== Data supplied ==

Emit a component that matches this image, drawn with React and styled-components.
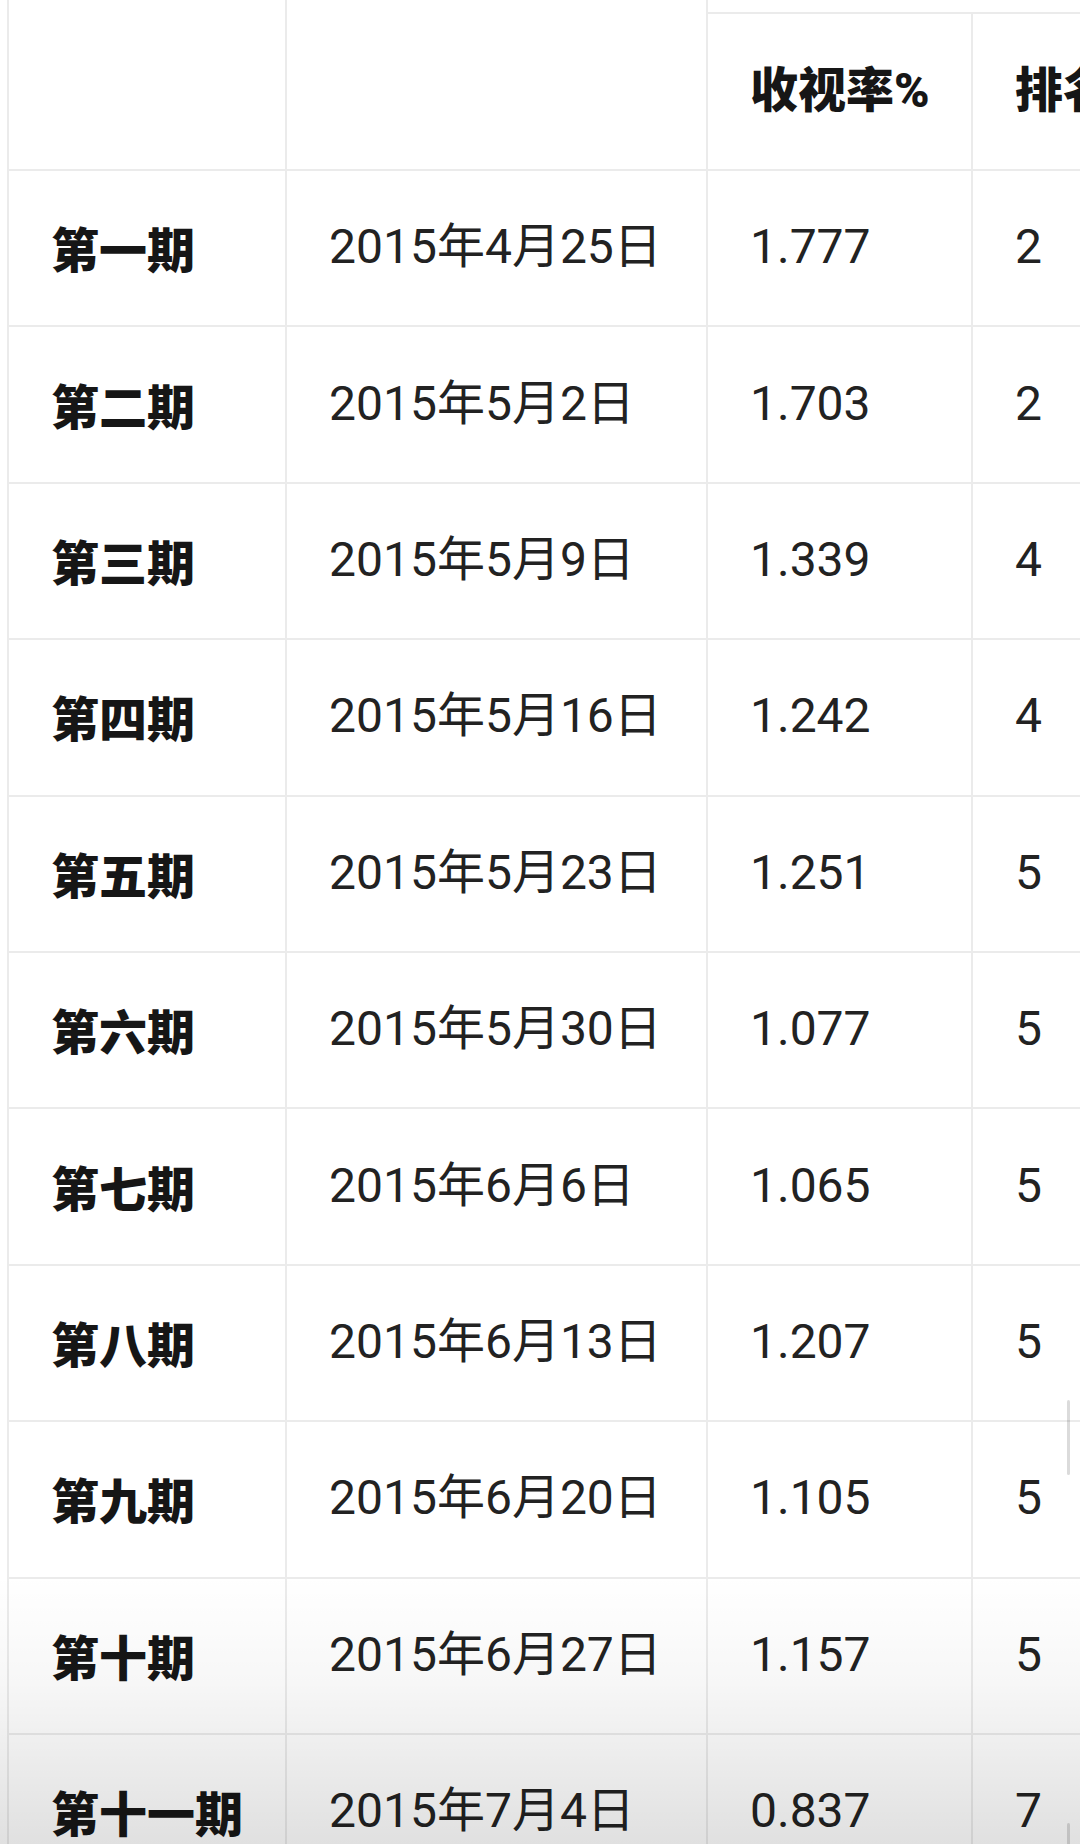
import React from "react"
import styled, { createGlobalStyle } from "styled-components"

const Global = createGlobalStyle`
  html, body {
    margin: 0;
    padding: 0;
    background: #fff;
  }
  body {
    font-family: Roboto, "Noto Sans CJK SC", sans-serif;
    color: #1d1d1d;
  }
`

const Screen = styled.div`
  position: relative;
  width: 1080px;
  height: 1844px;
  overflow: hidden;
  background: #fff;
`

const Table = styled.table`
  border-collapse: collapse;
  table-layout: fixed;
  width: 1264px;
  margin-left: 7px;
`

const Cell = styled.td`
  border: 2px solid #ebebeb;
  border-top: ${(p) => (p.$noTop ? "none" : "2px solid #ebebeb")};
  padding: 0 0 2px 42px;
  height: ${(p) => p.$h || "156.4px"};
  box-sizing: border-box;
  vertical-align: middle;
  font-family: ${(p) =>
    p.$bold ? '"Noto Sans CJK SC", sans-serif' : 'Roboto, "Noto Sans CJK SC", sans-serif'};
  font-weight: ${(p) => (p.$bold ? 900 : 400)};
  font-size: 48px;
  line-height: 1;
  white-space: nowrap;
  color: ${(p) => (p.$bold ? "#161616" : "#222")};
`

const HeadCell = styled(Cell).attrs({ as: "th" })`
  text-align: left;
  font-family: Roboto, "Noto Sans CJK SC", sans-serif;
  font-weight: 900;
  color: #161616;
`

const Fade = styled.div`
  position: absolute;
  left: 0;
  right: 0;
  bottom: 0;
  height: 270px;
  pointer-events: none;
  background: linear-gradient(to bottom, rgba(0, 0, 0, 0), rgba(0, 0, 0, 0.03) 40%, rgba(0, 0, 0, 0.12));
`

const ScrollThumb = styled.div`
  position: absolute;
  right: 10px;
  top: ${(p) => p.$top}px;
  width: 3px;
  height: ${(p) => p.$len}px;
  border-radius: 2px;
  background: rgba(0, 0, 0, 0.14);
`

const rows = [
  ["第一期", "2015年4月25日", "1.777", "2"],
  ["第二期", "2015年5月2日", "1.703", "2"],
  ["第三期", "2015年5月9日", "1.339", "4"],
  ["第四期", "2015年5月16日", "1.242", "4"],
  ["第五期", "2015年5月23日", "1.251", "5"],
  ["第六期", "2015年5月30日", "1.077", "5"],
  ["第七期", "2015年6月6日", "1.065", "5"],
  ["第八期", "2015年6月13日", "1.207", "5"],
  ["第九期", "2015年6月20日", "1.105", "5"],
  ["第十期", "2015年6月27日", "1.157", "5"],
  ["第十一期", "2015年7月4日", "0.837", "7"],
]

export default function App() {
  return (
    <Screen>
      <Global />
      <Table>
        <colgroup>
          <col style={{ width: 278 }} />
          <col style={{ width: 421 }} />
          <col style={{ width: 265 }} />
          <col style={{ width: 300 }} />
        </colgroup>
        <thead>
          <tr>
            <HeadCell rowSpan={2} $noTop $h="170px" />
            <HeadCell rowSpan={2} $noTop $h="170px" />
            <HeadCell $noTop $h="13px" colSpan={2} />
          </tr>
          <tr>
            <HeadCell $h="157px">收视率%</HeadCell>
            <HeadCell $h="157px">排名</HeadCell>
          </tr>
        </thead>
        <tbody>
          {rows.map(([ep, date, rate, rank]) => (
            <tr key={ep}>
              <Cell $bold>{ep}</Cell>
              <Cell>{date}</Cell>
              <Cell>{rate}</Cell>
              <Cell>{rank}</Cell>
            </tr>
          ))}
        </tbody>
      </Table>
      <Fade />
      <ScrollThumb $top={1400} $len={75} />
      <ScrollThumb $top={1823} $len={30} />
    </Screen>
  )
}
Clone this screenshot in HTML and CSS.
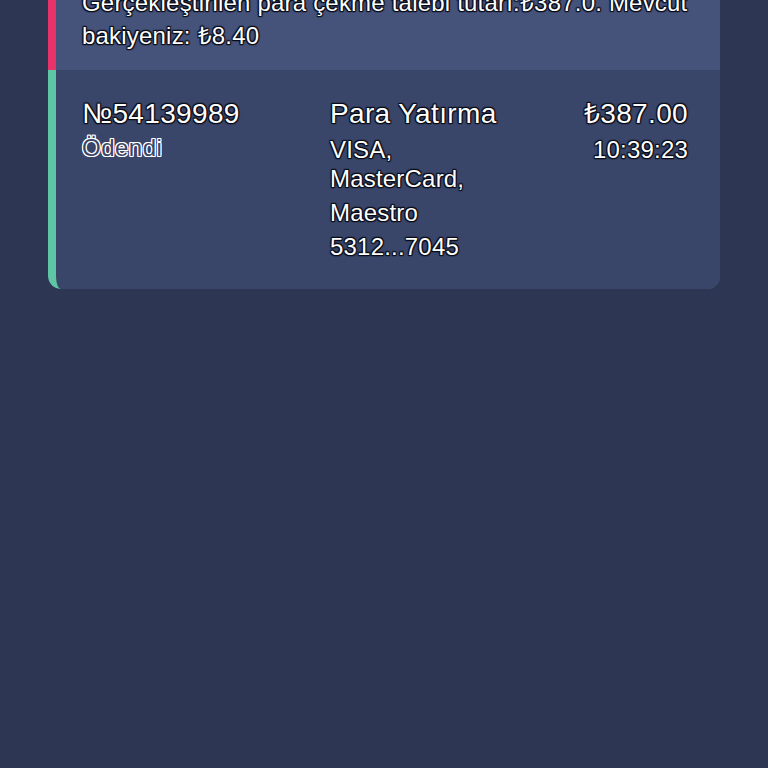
FILE: index.html
```html
<!DOCTYPE html>
<html lang="tr">
<head>
<meta charset="utf-8">
<link rel="stylesheet" href="styles.css">
</head>
<body>
<div class="list">
  <div class="card">
    <div class="row row-notice">
      <p class="notice">Gerçekleştirilen para çekme talebi tutarı:₺387.0. Mevcut bakiyeniz: ₺8.40</p>
    </div>
    <div class="row row-tx">
      <div class="col col-id">
        <div class="title">№54139989</div>
        <div class="status">Ödendi</div>
      </div>
      <div class="col col-type">
        <div class="title">Para Yatırma</div>
        <div class="brands">VISA, MasterCard,</div>
        <div class="line maestro">Maestro</div>
        <div class="line">5312...7045</div>
      </div>
      <div class="col col-amount">
        <div class="title">₺387.00</div>
        <div class="line time">10:39:23</div>
      </div>
    </div>
  </div>
</div>
</body>
</html>
```

FILE: styles.css
```css
html, body {
  margin: 0;
  padding: 0;
  background: #2d3652;
  height: 100%;
  overflow: hidden;
}
body {
  font-family: "Liberation Sans", Arial, sans-serif;
  color: #ffffff;
}
.list {
  padding: 0 48px;
  margin-top: -31px;
}
.card {
  border-radius: 0 0 13px 13px;
  overflow: hidden;
  box-shadow: inset -1px 0 0 #4b5880, inset 0 -1px 0 #4b5880;
}
.row {
  border-left: 8px solid #5ec5a5;
}
.row-notice {
  background: #45527a;
  border-left-color: #e8336a;
  padding: 17px 30px 18px 26px;
}
.notice {
  margin: 0;
  font-size: 24px;
  line-height: 33px;
  letter-spacing: 0.2px;
  text-shadow: 0 0 1px #000, 1px 1px 1px #0b0f1c, -1px -1px 1px #0b0f1c, 1px -1px 1px #0b0f1c, -1px 1px 1px #0b0f1c, 0 1px 1px #0b0f1c, 0 -1px 1px #0b0f1c;
}
.row-tx {
  background: #3a4669;
  padding: 27px 32px 25px 26px;
  display: grid;
  grid-template-columns: 248px 180px 1fr;
  text-shadow: 0 0 1px #000, 1px 1px 1px #0b0f1c, -1px -1px 1px #0b0f1c, 1px -1px 1px #0b0f1c, -1px 1px 1px #0b0f1c, 0 1px 1px #0b0f1c, 0 -1px 1px #0b0f1c;
  border-bottom-left-radius: 13px;
}
.title {
  font-size: 28px;
  line-height: 34px;
  letter-spacing: 0.35px;
}
.status {
  font-size: 24px;
  line-height: 34px;
  letter-spacing: 0.5px;
  color: #3a4669;
  text-shadow: 1px 0 0 #fff, -1px 0 0 #fff, 0 1px 0 #fff, 0 -1px 0 #fff, 1px 1px 0 #fff, -1px -1px 0 #fff, 1px -1px 0 #fff, -1px 1px 0 #fff;
}
.brands {
  font-size: 24px;
  line-height: 29px;
  letter-spacing: 0.2px;
  margin-top: 4px;
}
.line {
  font-size: 24px;
  line-height: 34px;
  letter-spacing: 0.2px;
}
.maestro {
  margin-top: 3px;
}
.time {
  margin-top: 2px;
}
.col-amount {
  text-align: right;
}
```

===

_Task to complete_
Repeat the records in full, exactly as they appear, without the pictures.

_Solution below_
Emit a component that matches this image, drawn with React and styled-components.
import React from "react"
import styled, { createGlobalStyle } from "styled-components"

const Global = createGlobalStyle`
  html, body {
    margin: 0;
    padding: 0;
    background: #fff;
  }
  body {
    font-family: Roboto, "Noto Sans CJK SC", sans-serif;
    color: #1d1d1d;
  }
`

const Screen = styled.div`
  position: relative;
  width: 1080px;
  height: 1844px;
  overflow: hidden;
  background: #fff;
`

const Table = styled.table`
  border-collapse: collapse;
  table-layout: fixed;
  width: 1264px;
  margin-left: 7px;
`

const Cell = styled.td`
  border: 2px solid #ebebeb;
  border-top: ${(p) => (p.$noTop ? "none" : "2px solid #ebebeb")};
  padding: 0 0 2px 42px;
  height: ${(p) => p.$h || "156.4px"};
  box-sizing: border-box;
  vertical-align: middle;
  font-family: ${(p) =>
    p.$bold ? '"Noto Sans CJK SC", sans-serif' : 'Roboto, "Noto Sans CJK SC", sans-serif'};
  font-weight: ${(p) => (p.$bold ? 900 : 400)};
  font-size: 48px;
  line-height: 1;
  white-space: nowrap;
  color: ${(p) => (p.$bold ? "#161616" : "#222")};
`

const HeadCell = styled(Cell).attrs({ as: "th" })`
  text-align: left;
  font-family: Roboto, "Noto Sans CJK SC", sans-serif;
  font-weight: 900;
  color: #161616;
`

const Fade = styled.div`
  position: absolute;
  left: 0;
  right: 0;
  bottom: 0;
  height: 270px;
  pointer-events: none;
  background: linear-gradient(to bottom, rgba(0, 0, 0, 0), rgba(0, 0, 0, 0.03) 40%, rgba(0, 0, 0, 0.12));
`

const ScrollThumb = styled.div`
  position: absolute;
  right: 10px;
  top: ${(p) => p.$top}px;
  width: 3px;
  height: ${(p) => p.$len}px;
  border-radius: 2px;
  background: rgba(0, 0, 0, 0.14);
`

const rows = [
  ["第一期", "2015年4月25日", "1.777", "2"],
  ["第二期", "2015年5月2日", "1.703", "2"],
  ["第三期", "2015年5月9日", "1.339", "4"],
  ["第四期", "2015年5月16日", "1.242", "4"],
  ["第五期", "2015年5月23日", "1.251", "5"],
  ["第六期", "2015年5月30日", "1.077", "5"],
  ["第七期", "2015年6月6日", "1.065", "5"],
  ["第八期", "2015年6月13日", "1.207", "5"],
  ["第九期", "2015年6月20日", "1.105", "5"],
  ["第十期", "2015年6月27日", "1.157", "5"],
  ["第十一期", "2015年7月4日", "0.837", "7"],
]

export default function App() {
  return (
    <Screen>
      <Global />
      <Table>
        <colgroup>
          <col style={{ width: 278 }} />
          <col style={{ width: 421 }} />
          <col style={{ width: 265 }} />
          <col style={{ width: 300 }} />
        </colgroup>
        <thead>
          <tr>
            <HeadCell rowSpan={2} $noTop $h="170px" />
            <HeadCell rowSpan={2} $noTop $h="170px" />
            <HeadCell $noTop $h="13px" colSpan={2} />
          </tr>
          <tr>
            <HeadCell $h="157px">收视率%</HeadCell>
            <HeadCell $h="157px">排名</HeadCell>
          </tr>
        </thead>
        <tbody>
          {rows.map(([ep, date, rate, rank]) => (
            <tr key={ep}>
              <Cell $bold>{ep}</Cell>
              <Cell>{date}</Cell>
              <Cell>{rate}</Cell>
              <Cell>{rank}</Cell>
            </tr>
          ))}
        </tbody>
      </Table>
      <Fade />
      <ScrollThumb $top={1400} $len={75} />
      <ScrollThumb $top={1823} $len={30} />
    </Screen>
  )
}
Clone this screenshot in HTML and CSS.
FILE: index.html
```html
<!DOCTYPE html>
<html lang="tr">
<head>
<meta charset="utf-8">
<link rel="stylesheet" href="styles.css">
</head>
<body>
<div class="list">
  <div class="card">
    <div class="row row-notice">
      <p class="notice">Gerçekleştirilen para çekme talebi tutarı:₺387.0. Mevcut bakiyeniz: ₺8.40</p>
    </div>
    <div class="row row-tx">
      <div class="col col-id">
        <div class="title">№54139989</div>
        <div class="status">Ödendi</div>
      </div>
      <div class="col col-type">
        <div class="title">Para Yatırma</div>
        <div class="brands">VISA, MasterCard,</div>
        <div class="line maestro">Maestro</div>
        <div class="line">5312...7045</div>
      </div>
      <div class="col col-amount">
        <div class="title">₺387.00</div>
        <div class="line time">10:39:23</div>
      </div>
    </div>
  </div>
</div>
</body>
</html>
```

FILE: styles.css
```css
html, body {
  margin: 0;
  padding: 0;
  background: #2d3652;
  height: 100%;
  overflow: hidden;
}
body {
  font-family: "Liberation Sans", Arial, sans-serif;
  color: #ffffff;
}
.list {
  padding: 0 48px;
  margin-top: -31px;
}
.card {
  border-radius: 0 0 13px 13px;
  overflow: hidden;
  box-shadow: inset -1px 0 0 #4b5880, inset 0 -1px 0 #4b5880;
}
.row {
  border-left: 8px solid #5ec5a5;
}
.row-notice {
  background: #45527a;
  border-left-color: #e8336a;
  padding: 17px 30px 18px 26px;
}
.notice {
  margin: 0;
  font-size: 24px;
  line-height: 33px;
  letter-spacing: 0.2px;
  text-shadow: 0 0 1px #000, 1px 1px 1px #0b0f1c, -1px -1px 1px #0b0f1c, 1px -1px 1px #0b0f1c, -1px 1px 1px #0b0f1c, 0 1px 1px #0b0f1c, 0 -1px 1px #0b0f1c;
}
.row-tx {
  background: #3a4669;
  padding: 27px 32px 25px 26px;
  display: grid;
  grid-template-columns: 248px 180px 1fr;
  text-shadow: 0 0 1px #000, 1px 1px 1px #0b0f1c, -1px -1px 1px #0b0f1c, 1px -1px 1px #0b0f1c, -1px 1px 1px #0b0f1c, 0 1px 1px #0b0f1c, 0 -1px 1px #0b0f1c;
  border-bottom-left-radius: 13px;
}
.title {
  font-size: 28px;
  line-height: 34px;
  letter-spacing: 0.35px;
}
.status {
  font-size: 24px;
  line-height: 34px;
  letter-spacing: 0.5px;
  color: #3a4669;
  text-shadow: 1px 0 0 #fff, -1px 0 0 #fff, 0 1px 0 #fff, 0 -1px 0 #fff, 1px 1px 0 #fff, -1px -1px 0 #fff, 1px -1px 0 #fff, -1px 1px 0 #fff;
}
.brands {
  font-size: 24px;
  line-height: 29px;
  letter-spacing: 0.2px;
  margin-top: 4px;
}
.line {
  font-size: 24px;
  line-height: 34px;
  letter-spacing: 0.2px;
}
.maestro {
  margin-top: 3px;
}
.time {
  margin-top: 2px;
}
.col-amount {
  text-align: right;
}
```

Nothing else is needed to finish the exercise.